_What to produce_.
Transcribe the listing exactly, leaving out every picture.

□ □ □ □ □

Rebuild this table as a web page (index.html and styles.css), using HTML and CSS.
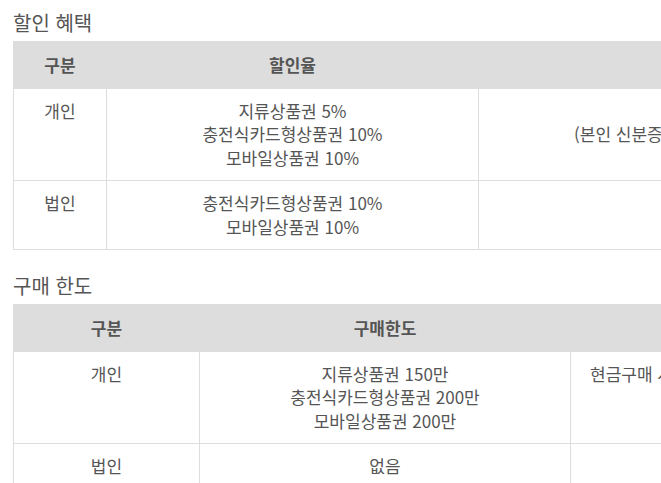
FILE: index.html
```html
<!DOCTYPE html>
<html lang="ko">
<head>
<meta charset="utf-8">
<link rel="stylesheet" href="styles.css">
</head>
<body>
<section class="block">
  <h2 class="title">할인 혜택</h2>
  <table class="tbl">
    <colgroup><col class="c1a"><col class="c2a"><col></colgroup>
    <thead>
      <tr><th>구분</th><th>할인율</th><th>비고</th></tr>
    </thead>
    <tbody>
      <tr>
        <td>개인</td>
        <td>지류상품권 5%<br>충전식카드형상품권 10%<br>모바일상품권 10%</td>
        <td class="mid">(본인 신분증 확인 후 구매 가능)</td>
      </tr>
      <tr>
        <td>법인</td>
        <td>충전식카드형상품권 10%<br>모바일상품권 10%</td>
        <td></td>
      </tr>
    </tbody>
  </table>
</section>
<section class="block second">
  <h2 class="title">구매 한도</h2>
  <table class="tbl">
    <colgroup><col class="c1b"><col class="c2b"><col></colgroup>
    <thead>
      <tr><th>구분</th><th>구매한도</th><th>비고</th></tr>
    </thead>
    <tbody>
      <tr>
        <td>개인</td>
        <td>지류상품권 150만<br>충전식카드형상품권 200만<br>모바일상품권 200만</td>
        <td class="note">현금구매 시 신분증 확인 후 구매 가능</td>
      </tr>
      <tr>
        <td>법인</td>
        <td>없음</td>
        <td></td>
      </tr>
    </tbody>
  </table>
</section>
</body>
</html>
```
FILE: styles.css
```css
html, body {
  margin: 0;
  padding: 0;
  background: #fff;
  overflow: hidden;
}
body {
  font-family: "Noto Sans CJK KR", "Noto Sans", sans-serif;
  color: #555;
}
.block {
  padding: 9px 0 0 13px;
  width: 880px;
}
.block.second {
  padding-top: 22px;
}
.title {
  margin: 0 0 4px 0;
  font-size: 20px;
  font-weight: 400;
  line-height: 28px;
  color: #555;
}
.tbl {
  width: 880px;
  table-layout: fixed;
  border-collapse: collapse;
  border: 1px solid #ddd;
  font-size: 17px;
  line-height: 23.5px;
}
.c1a { width: 93px; }
.c2a { width: 372px; }
.c1b { width: 186px; }
.c2b { width: 371px; }
.tbl th {
  background: #ddd;
  color: #555;
  font-weight: 700;
  padding: 11px 10px 11px;
  text-align: center;
  border: 1px solid #ddd;
}
.tbl td {
  padding: 10px 10px 11px;
  text-align: center;
  vertical-align: top;
  border: 1px solid #ddd;
  white-space: nowrap;
}
.tbl td.mid {
  vertical-align: middle;
}
.tbl td.note {
  text-align: left;
  padding-left: 19px;
}
```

□ □ □ □ □

_Result of the exercise_.
Rebuild this table as a web page (index.html and styles.css), using HTML and CSS.
FILE: index.html
```html
<!DOCTYPE html>
<html lang="ko">
<head>
<meta charset="utf-8">
<link rel="stylesheet" href="styles.css">
</head>
<body>
<section class="block">
  <h2 class="title">할인 혜택</h2>
  <table class="tbl">
    <colgroup><col class="c1a"><col class="c2a"><col></colgroup>
    <thead>
      <tr><th>구분</th><th>할인율</th><th>비고</th></tr>
    </thead>
    <tbody>
      <tr>
        <td>개인</td>
        <td>지류상품권 5%<br>충전식카드형상품권 10%<br>모바일상품권 10%</td>
        <td class="mid">(본인 신분증 확인 후 구매 가능)</td>
      </tr>
      <tr>
        <td>법인</td>
        <td>충전식카드형상품권 10%<br>모바일상품권 10%</td>
        <td></td>
      </tr>
    </tbody>
  </table>
</section>
<section class="block second">
  <h2 class="title">구매 한도</h2>
  <table class="tbl">
    <colgroup><col class="c1b"><col class="c2b"><col></colgroup>
    <thead>
      <tr><th>구분</th><th>구매한도</th><th>비고</th></tr>
    </thead>
    <tbody>
      <tr>
        <td>개인</td>
        <td>지류상품권 150만<br>충전식카드형상품권 200만<br>모바일상품권 200만</td>
        <td class="note">현금구매 시 신분증 확인 후 구매 가능</td>
      </tr>
      <tr>
        <td>법인</td>
        <td>없음</td>
        <td></td>
      </tr>
    </tbody>
  </table>
</section>
</body>
</html>
```
FILE: styles.css
```css
html, body {
  margin: 0;
  padding: 0;
  background: #fff;
  overflow: hidden;
}
body {
  font-family: "Noto Sans CJK KR", "Noto Sans", sans-serif;
  color: #555;
}
.block {
  padding: 9px 0 0 13px;
  width: 880px;
}
.block.second {
  padding-top: 22px;
}
.title {
  margin: 0 0 4px 0;
  font-size: 20px;
  font-weight: 400;
  line-height: 28px;
  color: #555;
}
.tbl {
  width: 880px;
  table-layout: fixed;
  border-collapse: collapse;
  border: 1px solid #ddd;
  font-size: 17px;
  line-height: 23.5px;
}
.c1a { width: 93px; }
.c2a { width: 372px; }
.c1b { width: 186px; }
.c2b { width: 371px; }
.tbl th {
  background: #ddd;
  color: #555;
  font-weight: 700;
  padding: 11px 10px 11px;
  text-align: center;
  border: 1px solid #ddd;
}
.tbl td {
  padding: 10px 10px 11px;
  text-align: center;
  vertical-align: top;
  border: 1px solid #ddd;
  white-space: nowrap;
}
.tbl td.mid {
  vertical-align: middle;
}
.tbl td.note {
  text-align: left;
  padding-left: 19px;
}
```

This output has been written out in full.